### Given information ###

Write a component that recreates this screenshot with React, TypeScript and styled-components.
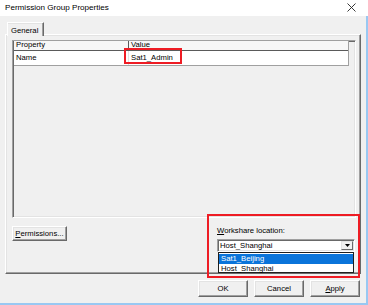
import React from "react";
import styled, { createGlobalStyle } from "styled-components";

const Global = createGlobalStyle`
  html, body { margin: 0; padding: 0; background: #f0f0f0; }
  body { font-family: "Liberation Sans", Arial, sans-serif; }
  * { box-sizing: border-box; }
`;

const Window = styled.div`
  width: 368px;
  height: 305px;
  display: flex;
  flex-direction: column;
  background: #f0f0f0;
  font-size: 7.7px;
  color: #000;
  overflow: hidden;
`;

const TitleBar = styled.div`
  height: 16px;
  flex: none;
  background: #ffffff;
  display: flex;
  align-items: center;
  justify-content: space-between;
  padding: 0 12px 1px 5px;
`;

const Title = styled.span`
  font-size: 8.1px;
  line-height: 10px;
  color: #000;
`;

const Body = styled.div`
  flex: 1;
  display: flex;
  flex-direction: column;
  padding: 6px 5px 6px 5px;
  border-right: 2px solid #99c8f2;
  border-bottom: 2px solid #99c8f2;
`;

const TabStrip = styled.div`
  height: 13px;
  display: flex;
  padding-left: 2px;
  position: relative;
  z-index: 1;
  margin-bottom: -1px;
`;

const Tab = styled.div`
  width: 37px;
  height: 14px;
  background: #f0f0f0;
  border-top: 1px solid #ffffff;
  border-left: 1px solid #ffffff;
  border-right: 1px solid #696969;
  box-shadow: inset -1px 0 #a0a0a0, inset 0 1px #e3e3e3;
  padding: 3px 0 0 3px;
  line-height: 9px;
`;

const Panel = styled.div`
  height: 240px;
  display: flex;
  flex-direction: column;
  padding: 5px 4px 0 6px;
  border-top: 1px solid #ffffff;
  border-left: 1px solid #ffffff;
  border-right: 1px solid #696969;
  border-bottom: 1px solid #696969;
  box-shadow: inset -1px -1px #a0a0a0, inset 1px 1px #e3e3e3;
`;

const ListView = styled.div`
  height: 178px;
  flex: none;
  border-top: 1px solid #a0a0a0;
  border-left: 1px solid #a0a0a0;
  border-right: 1px solid #ffffff;
  border-bottom: 1px solid #ffffff;
  box-shadow: inset 1px 1px #696969, inset -1px -1px #e3e3e3;
  padding: 0 0 0 1px;
  background: #f0f0f0;
`;

const Grid = styled.div`
  width: 335px;
  border-right: 1px solid #a0a0a0;
  border-bottom: 1px solid #a0a0a0;
`;

const HeaderRow = styled.div`
  display: flex;
  height: 10px;
  background: #f7f7f7;
  border-bottom: 1px solid #5a5a5a;
  overflow: hidden;
`;

const HeaderCell = styled.div<{ $w?: number }>`
  ${(p) => (p.$w ? `width: ${p.$w}px; flex: none;` : "flex: 1;")}
  border-right: 1px solid #5a5a5a;
  padding-left: 2px;
  line-height: 8px;
  overflow: hidden;
  white-space: nowrap;
  &:last-child { border-right: none; }
`;

const DataRow = styled.div`
  display: flex;
  height: 14px;
  background: #ffffff;
`;

const DataCell = styled.div<{ $w?: number }>`
  ${(p) => (p.$w ? `width: ${p.$w}px; flex: none;` : "flex: 1;")}
  position: relative;
  padding-left: 2px;
  line-height: 13px;
  white-space: nowrap;
  border-right: 1px solid #e3e3e3;
  &:last-child { border-right: none; }
`;

const Callout = styled.div<{ $l: number; $t: number; $w: number; $h: number }>`
  position: absolute;
  left: ${(p) => p.$l}px;
  top: ${(p) => p.$t}px;
  width: ${(p) => p.$w}px;
  height: ${(p) => p.$h}px;
  border: 2px solid #ee1c24;
  pointer-events: none;
  z-index: 3;
`;

const Footer = styled.div`
  display: flex;
  justify-content: space-between;
  align-items: flex-start;
  padding-top: 8px;
  padding-right: 1px;
`;

const Button = styled.button<{ $w: number; $h: number }>`
  width: ${(p) => p.$w}px;
  height: ${(p) => p.$h}px;
  padding: 0;
  margin: 0;
  font-family: inherit;
  font-size: 7.7px;
  color: #000;
  background: #f0f0f0;
  border-top: 1px solid #ffffff;
  border-left: 1px solid #ffffff;
  border-right: 1px solid #696969;
  border-bottom: 1px solid #696969;
  box-shadow: inset -1px -1px #a0a0a0, inset 1px 1px #e3e3e3;
  display: flex;
  align-items: center;
  justify-content: center;
  line-height: 9px;
`;

const Key = styled.span`
  text-decoration: underline;
`;

const Workshare = styled.div`
  width: 138px;
  position: relative;
  display: flex;
  flex-direction: column;
`;

const Label = styled.div`
  height: 10px;
  line-height: 10px;
  margin-bottom: 3px;
  white-space: nowrap;
`;

const Combo = styled.div`
  height: 13px;
  position: relative;
  display: flex;
  background: #ffffff;
  border-top: 1px solid #a0a0a0;
  border-left: 1px solid #a0a0a0;
  border-right: 1px solid #ffffff;
  border-bottom: 1px solid #ffffff;
  box-shadow: inset 1px 1px #696969, inset -1px -1px #e3e3e3;
`;

const ComboText = styled.div`
  flex: 1;
  padding-left: 2px;
  line-height: 11px;
  white-space: nowrap;
`;

const ArrowButton = styled.div`
  width: 12px;
  margin: 1px 1px 1px 0;
  flex: none;
  background: #f0f0f0;
  border-top: 1px solid #e3e3e3;
  border-left: 1px solid #e3e3e3;
  border-right: 1px solid #696969;
  border-bottom: 1px solid #696969;
  display: flex;
  align-items: center;
  justify-content: center;
`;

const DropList = styled.div`
  position: absolute;
  left: 0;
  right: 0;
  top: 12px;
  height: 21px;
  background: #ffffff;
  border: 1px solid #1e1e1e;
  padding: 1px 0 0 0;
  z-index: 2;
`;

const DropItem = styled.div<{ $sel?: boolean }>`
  height: 9.5px;
  line-height: 9.5px;
  padding-left: 2px;
  white-space: nowrap;
  background: ${(p) => (p.$sel ? "#0a74da" : "transparent")};
  color: ${(p) => (p.$sel ? "#ffffff" : "#000000")};
`;

const ButtonRow = styled.div`
  display: flex;
  justify-content: flex-end;
  gap: 6px;
  margin-top: 6px;
  padding-right: 1px;
`;

const CloseIcon = () => (
  <svg width="9" height="9" viewBox="0 0 9 9">
    <path d="M0.5 0.5 L8.5 8.5 M8.5 0.5 L0.5 8.5" stroke="#222" strokeWidth="0.9" fill="none" />
  </svg>
);

const DownArrow = () => (
  <svg width="5" height="3" viewBox="0 0 5 3">
    <path d="M0 0 H5 L2.5 3 Z" fill="#000" />
  </svg>
);

export default function App() {
  return (
    <>
      <Global />
      <Window>
        <TitleBar>
          <Title>Permission Group Properties</Title>
          <CloseIcon />
        </TitleBar>
        <Body>
          <TabStrip>
            <Tab>General</Tab>
          </TabStrip>
          <Panel>
            <ListView>
              <Grid>
                <HeaderRow>
                  <HeaderCell $w={115}>Property</HeaderCell>
                  <HeaderCell>Value</HeaderCell>
                </HeaderRow>
                <DataRow>
                  <DataCell $w={115}>Name</DataCell>
                  <DataCell>
                    Sat1_Admin
                    <Callout $l={-5} $t={-3} $w={58} $h={16} />
                  </DataCell>
                </DataRow>
              </Grid>
            </ListView>
            <Footer>
              <Button $w={55} $h={15}>
                <Key>P</Key>ermissions...
              </Button>
              <Workshare>
                <Label>
                  <Key>W</Key>orkshare location:
                </Label>
                <Combo>
                  <ComboText>Host_Shanghai</ComboText>
                  <ArrowButton>
                    <DownArrow />
                  </ArrowButton>
                  <DropList>
                    <DropItem $sel>Sat1_Beijing</DropItem>
                    <DropItem>Host_Shanghai</DropItem>
                  </DropList>
                </Combo>
                <Callout $l={-10} $t={-12} $w={153} $h={64} />
              </Workshare>
            </Footer>
          </Panel>
          <ButtonRow>
            <Button $w={50} $h={17}>OK</Button>
            <Button $w={50} $h={17}>Cancel</Button>
            <Button $w={50} $h={17}>
              <Key>A</Key>pply
            </Button>
          </ButtonRow>
        </Body>
      </Window>
    </>
  );
}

###

From the listing above, find the number of lines with the word "React" in them. Answer with the number only.

2